┌─ Information shown

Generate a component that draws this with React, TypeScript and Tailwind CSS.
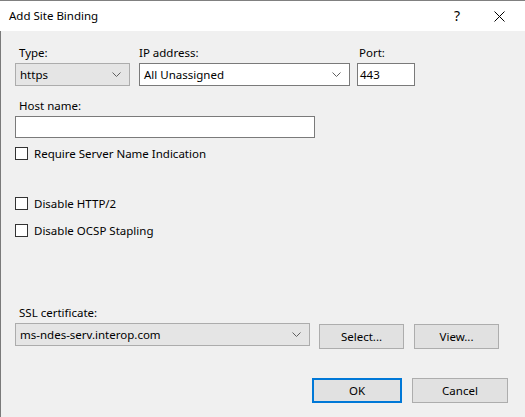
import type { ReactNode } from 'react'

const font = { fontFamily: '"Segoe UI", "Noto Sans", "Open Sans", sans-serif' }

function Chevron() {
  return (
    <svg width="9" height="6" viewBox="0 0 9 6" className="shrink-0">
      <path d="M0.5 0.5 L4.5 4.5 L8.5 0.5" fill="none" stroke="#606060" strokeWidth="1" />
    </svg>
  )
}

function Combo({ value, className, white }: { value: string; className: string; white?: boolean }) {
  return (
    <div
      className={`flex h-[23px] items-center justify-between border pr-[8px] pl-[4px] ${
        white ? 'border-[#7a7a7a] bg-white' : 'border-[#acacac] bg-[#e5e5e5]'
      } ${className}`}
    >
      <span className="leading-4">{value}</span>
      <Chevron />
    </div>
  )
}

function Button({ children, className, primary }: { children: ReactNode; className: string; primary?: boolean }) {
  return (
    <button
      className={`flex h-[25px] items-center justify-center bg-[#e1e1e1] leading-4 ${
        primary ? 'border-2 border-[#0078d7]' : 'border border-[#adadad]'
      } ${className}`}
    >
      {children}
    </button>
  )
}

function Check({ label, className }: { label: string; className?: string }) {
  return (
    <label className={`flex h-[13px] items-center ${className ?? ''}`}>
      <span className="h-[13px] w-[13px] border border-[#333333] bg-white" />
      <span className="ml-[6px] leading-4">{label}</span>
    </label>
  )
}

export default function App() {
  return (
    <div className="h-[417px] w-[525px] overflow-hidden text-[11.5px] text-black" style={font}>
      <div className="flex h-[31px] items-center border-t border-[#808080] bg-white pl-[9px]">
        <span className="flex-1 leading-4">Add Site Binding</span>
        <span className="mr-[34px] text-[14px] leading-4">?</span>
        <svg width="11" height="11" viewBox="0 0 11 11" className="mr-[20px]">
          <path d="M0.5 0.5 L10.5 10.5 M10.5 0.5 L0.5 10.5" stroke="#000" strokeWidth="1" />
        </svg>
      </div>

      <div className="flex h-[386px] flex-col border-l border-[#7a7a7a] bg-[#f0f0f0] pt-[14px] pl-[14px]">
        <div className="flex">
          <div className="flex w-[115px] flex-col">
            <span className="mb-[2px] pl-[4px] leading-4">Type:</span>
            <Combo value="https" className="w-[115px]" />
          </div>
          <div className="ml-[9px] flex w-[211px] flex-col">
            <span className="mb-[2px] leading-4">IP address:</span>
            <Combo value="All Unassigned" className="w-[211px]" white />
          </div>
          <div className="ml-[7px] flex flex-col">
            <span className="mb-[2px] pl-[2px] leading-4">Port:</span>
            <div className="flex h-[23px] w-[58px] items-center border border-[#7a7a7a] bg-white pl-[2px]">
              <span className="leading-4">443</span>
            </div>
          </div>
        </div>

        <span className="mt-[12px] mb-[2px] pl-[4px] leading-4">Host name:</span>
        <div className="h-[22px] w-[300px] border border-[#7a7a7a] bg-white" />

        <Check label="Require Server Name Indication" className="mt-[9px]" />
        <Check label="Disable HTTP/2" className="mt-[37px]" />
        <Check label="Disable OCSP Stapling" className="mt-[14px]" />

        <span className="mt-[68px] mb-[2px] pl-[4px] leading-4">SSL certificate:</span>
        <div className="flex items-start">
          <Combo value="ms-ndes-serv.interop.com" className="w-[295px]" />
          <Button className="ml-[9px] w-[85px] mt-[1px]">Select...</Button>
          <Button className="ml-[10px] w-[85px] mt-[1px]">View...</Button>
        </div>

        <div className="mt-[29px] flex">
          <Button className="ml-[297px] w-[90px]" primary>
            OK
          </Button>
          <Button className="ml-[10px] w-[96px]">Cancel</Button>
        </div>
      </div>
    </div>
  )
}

└─

What to do: Reproduce the listing word for word and omit its pictures.

Final answer:
Generate a component that draws this with React, TypeScript and Tailwind CSS.
import type { ReactNode } from 'react'

const font = { fontFamily: '"Segoe UI", "Noto Sans", "Open Sans", sans-serif' }

function Chevron() {
  return (
    <svg width="9" height="6" viewBox="0 0 9 6" className="shrink-0">
      <path d="M0.5 0.5 L4.5 4.5 L8.5 0.5" fill="none" stroke="#606060" strokeWidth="1" />
    </svg>
  )
}

function Combo({ value, className, white }: { value: string; className: string; white?: boolean }) {
  return (
    <div
      className={`flex h-[23px] items-center justify-between border pr-[8px] pl-[4px] ${
        white ? 'border-[#7a7a7a] bg-white' : 'border-[#acacac] bg-[#e5e5e5]'
      } ${className}`}
    >
      <span className="leading-4">{value}</span>
      <Chevron />
    </div>
  )
}

function Button({ children, className, primary }: { children: ReactNode; className: string; primary?: boolean }) {
  return (
    <button
      className={`flex h-[25px] items-center justify-center bg-[#e1e1e1] leading-4 ${
        primary ? 'border-2 border-[#0078d7]' : 'border border-[#adadad]'
      } ${className}`}
    >
      {children}
    </button>
  )
}

function Check({ label, className }: { label: string; className?: string }) {
  return (
    <label className={`flex h-[13px] items-center ${className ?? ''}`}>
      <span className="h-[13px] w-[13px] border border-[#333333] bg-white" />
      <span className="ml-[6px] leading-4">{label}</span>
    </label>
  )
}

export default function App() {
  return (
    <div className="h-[417px] w-[525px] overflow-hidden text-[11.5px] text-black" style={font}>
      <div className="flex h-[31px] items-center border-t border-[#808080] bg-white pl-[9px]">
        <span className="flex-1 leading-4">Add Site Binding</span>
        <span className="mr-[34px] text-[14px] leading-4">?</span>
        <svg width="11" height="11" viewBox="0 0 11 11" className="mr-[20px]">
          <path d="M0.5 0.5 L10.5 10.5 M10.5 0.5 L0.5 10.5" stroke="#000" strokeWidth="1" />
        </svg>
      </div>

      <div className="flex h-[386px] flex-col border-l border-[#7a7a7a] bg-[#f0f0f0] pt-[14px] pl-[14px]">
        <div className="flex">
          <div className="flex w-[115px] flex-col">
            <span className="mb-[2px] pl-[4px] leading-4">Type:</span>
            <Combo value="https" className="w-[115px]" />
          </div>
          <div className="ml-[9px] flex w-[211px] flex-col">
            <span className="mb-[2px] leading-4">IP address:</span>
            <Combo value="All Unassigned" className="w-[211px]" white />
          </div>
          <div className="ml-[7px] flex flex-col">
            <span className="mb-[2px] pl-[2px] leading-4">Port:</span>
            <div className="flex h-[23px] w-[58px] items-center border border-[#7a7a7a] bg-white pl-[2px]">
              <span className="leading-4">443</span>
            </div>
          </div>
        </div>

        <span className="mt-[12px] mb-[2px] pl-[4px] leading-4">Host name:</span>
        <div className="h-[22px] w-[300px] border border-[#7a7a7a] bg-white" />

        <Check label="Require Server Name Indication" className="mt-[9px]" />
        <Check label="Disable HTTP/2" className="mt-[37px]" />
        <Check label="Disable OCSP Stapling" className="mt-[14px]" />

        <span className="mt-[68px] mb-[2px] pl-[4px] leading-4">SSL certificate:</span>
        <div className="flex items-start">
          <Combo value="ms-ndes-serv.interop.com" className="w-[295px]" />
          <Button className="ml-[9px] w-[85px] mt-[1px]">Select...</Button>
          <Button className="ml-[10px] w-[85px] mt-[1px]">View...</Button>
        </div>

        <div className="mt-[29px] flex">
          <Button className="ml-[297px] w-[90px]" primary>
            OK
          </Button>
          <Button className="ml-[10px] w-[96px]">Cancel</Button>
        </div>
      </div>
    </div>
  )
}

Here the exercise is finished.